# [Written instruction]
Leave out any pictures and transcribe all other data below exactly.

-- Start --

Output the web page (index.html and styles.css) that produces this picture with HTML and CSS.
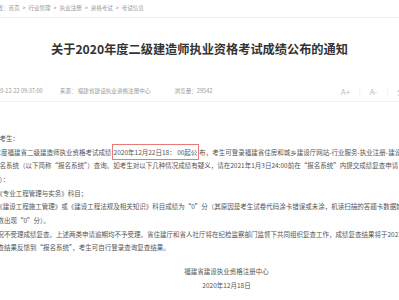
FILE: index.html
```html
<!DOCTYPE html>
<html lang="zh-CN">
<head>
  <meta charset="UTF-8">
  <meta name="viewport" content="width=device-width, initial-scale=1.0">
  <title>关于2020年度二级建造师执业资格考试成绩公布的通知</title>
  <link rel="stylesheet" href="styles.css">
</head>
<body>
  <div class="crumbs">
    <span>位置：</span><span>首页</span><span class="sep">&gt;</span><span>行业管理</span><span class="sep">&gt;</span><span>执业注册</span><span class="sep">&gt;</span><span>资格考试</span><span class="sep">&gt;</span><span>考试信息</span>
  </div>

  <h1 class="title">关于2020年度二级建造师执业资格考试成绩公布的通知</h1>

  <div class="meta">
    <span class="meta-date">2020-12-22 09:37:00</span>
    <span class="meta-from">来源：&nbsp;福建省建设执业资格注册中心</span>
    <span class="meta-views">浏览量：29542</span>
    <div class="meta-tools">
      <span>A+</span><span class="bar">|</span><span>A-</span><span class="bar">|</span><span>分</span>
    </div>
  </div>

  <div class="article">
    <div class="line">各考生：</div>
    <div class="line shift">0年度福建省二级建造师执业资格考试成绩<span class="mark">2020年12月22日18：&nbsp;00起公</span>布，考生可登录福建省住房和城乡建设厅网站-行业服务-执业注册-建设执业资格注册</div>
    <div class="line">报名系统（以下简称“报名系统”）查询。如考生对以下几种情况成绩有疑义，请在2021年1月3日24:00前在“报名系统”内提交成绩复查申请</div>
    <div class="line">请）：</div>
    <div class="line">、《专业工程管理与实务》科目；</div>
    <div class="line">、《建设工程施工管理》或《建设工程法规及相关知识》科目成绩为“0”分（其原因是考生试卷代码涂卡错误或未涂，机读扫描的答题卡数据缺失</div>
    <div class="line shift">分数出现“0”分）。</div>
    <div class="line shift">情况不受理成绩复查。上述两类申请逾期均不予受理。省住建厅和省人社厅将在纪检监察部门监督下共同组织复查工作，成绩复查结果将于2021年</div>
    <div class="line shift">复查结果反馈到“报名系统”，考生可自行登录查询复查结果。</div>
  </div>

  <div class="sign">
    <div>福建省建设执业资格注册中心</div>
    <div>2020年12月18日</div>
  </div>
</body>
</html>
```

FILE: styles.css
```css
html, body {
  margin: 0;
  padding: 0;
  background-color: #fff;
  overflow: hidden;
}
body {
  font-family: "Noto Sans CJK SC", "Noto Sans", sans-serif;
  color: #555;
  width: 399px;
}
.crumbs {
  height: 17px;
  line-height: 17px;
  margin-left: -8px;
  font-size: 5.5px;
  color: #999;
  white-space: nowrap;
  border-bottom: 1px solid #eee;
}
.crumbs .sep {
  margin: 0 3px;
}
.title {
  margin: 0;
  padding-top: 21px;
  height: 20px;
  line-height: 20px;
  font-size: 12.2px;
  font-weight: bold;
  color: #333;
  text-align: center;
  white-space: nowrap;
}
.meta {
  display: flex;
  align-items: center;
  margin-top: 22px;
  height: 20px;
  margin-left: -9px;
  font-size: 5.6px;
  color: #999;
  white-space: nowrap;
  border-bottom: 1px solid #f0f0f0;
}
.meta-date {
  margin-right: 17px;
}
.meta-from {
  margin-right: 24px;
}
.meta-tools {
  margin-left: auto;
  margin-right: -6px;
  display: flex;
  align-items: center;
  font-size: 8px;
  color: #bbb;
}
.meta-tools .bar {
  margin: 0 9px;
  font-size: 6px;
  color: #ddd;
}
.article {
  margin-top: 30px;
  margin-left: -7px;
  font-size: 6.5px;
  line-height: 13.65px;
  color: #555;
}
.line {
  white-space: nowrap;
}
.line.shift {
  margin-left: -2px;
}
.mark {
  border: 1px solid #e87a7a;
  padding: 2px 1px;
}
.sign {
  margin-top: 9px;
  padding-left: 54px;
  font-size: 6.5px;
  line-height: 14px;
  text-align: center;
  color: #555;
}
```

-- End --

# [Exercise result]
Output the web page (index.html and styles.css) that produces this picture with HTML and CSS.
FILE: index.html
```html
<!DOCTYPE html>
<html lang="zh-CN">
<head>
  <meta charset="UTF-8">
  <meta name="viewport" content="width=device-width, initial-scale=1.0">
  <title>关于2020年度二级建造师执业资格考试成绩公布的通知</title>
  <link rel="stylesheet" href="styles.css">
</head>
<body>
  <div class="crumbs">
    <span>位置：</span><span>首页</span><span class="sep">&gt;</span><span>行业管理</span><span class="sep">&gt;</span><span>执业注册</span><span class="sep">&gt;</span><span>资格考试</span><span class="sep">&gt;</span><span>考试信息</span>
  </div>

  <h1 class="title">关于2020年度二级建造师执业资格考试成绩公布的通知</h1>

  <div class="meta">
    <span class="meta-date">2020-12-22 09:37:00</span>
    <span class="meta-from">来源：&nbsp;福建省建设执业资格注册中心</span>
    <span class="meta-views">浏览量：29542</span>
    <div class="meta-tools">
      <span>A+</span><span class="bar">|</span><span>A-</span><span class="bar">|</span><span>分</span>
    </div>
  </div>

  <div class="article">
    <div class="line">各考生：</div>
    <div class="line shift">0年度福建省二级建造师执业资格考试成绩<span class="mark">2020年12月22日18：&nbsp;00起公</span>布，考生可登录福建省住房和城乡建设厅网站-行业服务-执业注册-建设执业资格注册</div>
    <div class="line">报名系统（以下简称“报名系统”）查询。如考生对以下几种情况成绩有疑义，请在2021年1月3日24:00前在“报名系统”内提交成绩复查申请</div>
    <div class="line">请）：</div>
    <div class="line">、《专业工程管理与实务》科目；</div>
    <div class="line">、《建设工程施工管理》或《建设工程法规及相关知识》科目成绩为“0”分（其原因是考生试卷代码涂卡错误或未涂，机读扫描的答题卡数据缺失</div>
    <div class="line shift">分数出现“0”分）。</div>
    <div class="line shift">情况不受理成绩复查。上述两类申请逾期均不予受理。省住建厅和省人社厅将在纪检监察部门监督下共同组织复查工作，成绩复查结果将于2021年</div>
    <div class="line shift">复查结果反馈到“报名系统”，考生可自行登录查询复查结果。</div>
  </div>

  <div class="sign">
    <div>福建省建设执业资格注册中心</div>
    <div>2020年12月18日</div>
  </div>
</body>
</html>
```

FILE: styles.css
```css
html, body {
  margin: 0;
  padding: 0;
  background-color: #fff;
  overflow: hidden;
}
body {
  font-family: "Noto Sans CJK SC", "Noto Sans", sans-serif;
  color: #555;
  width: 399px;
}
.crumbs {
  height: 17px;
  line-height: 17px;
  margin-left: -8px;
  font-size: 5.5px;
  color: #999;
  white-space: nowrap;
  border-bottom: 1px solid #eee;
}
.crumbs .sep {
  margin: 0 3px;
}
.title {
  margin: 0;
  padding-top: 21px;
  height: 20px;
  line-height: 20px;
  font-size: 12.2px;
  font-weight: bold;
  color: #333;
  text-align: center;
  white-space: nowrap;
}
.meta {
  display: flex;
  align-items: center;
  margin-top: 22px;
  height: 20px;
  margin-left: -9px;
  font-size: 5.6px;
  color: #999;
  white-space: nowrap;
  border-bottom: 1px solid #f0f0f0;
}
.meta-date {
  margin-right: 17px;
}
.meta-from {
  margin-right: 24px;
}
.meta-tools {
  margin-left: auto;
  margin-right: -6px;
  display: flex;
  align-items: center;
  font-size: 8px;
  color: #bbb;
}
.meta-tools .bar {
  margin: 0 9px;
  font-size: 6px;
  color: #ddd;
}
.article {
  margin-top: 30px;
  margin-left: -7px;
  font-size: 6.5px;
  line-height: 13.65px;
  color: #555;
}
.line {
  white-space: nowrap;
}
.line.shift {
  margin-left: -2px;
}
.mark {
  border: 1px solid #e87a7a;
  padding: 2px 1px;
}
.sign {
  margin-top: 9px;
  padding-left: 54px;
  font-size: 6.5px;
  line-height: 14px;
  text-align: center;
  color: #555;
}
```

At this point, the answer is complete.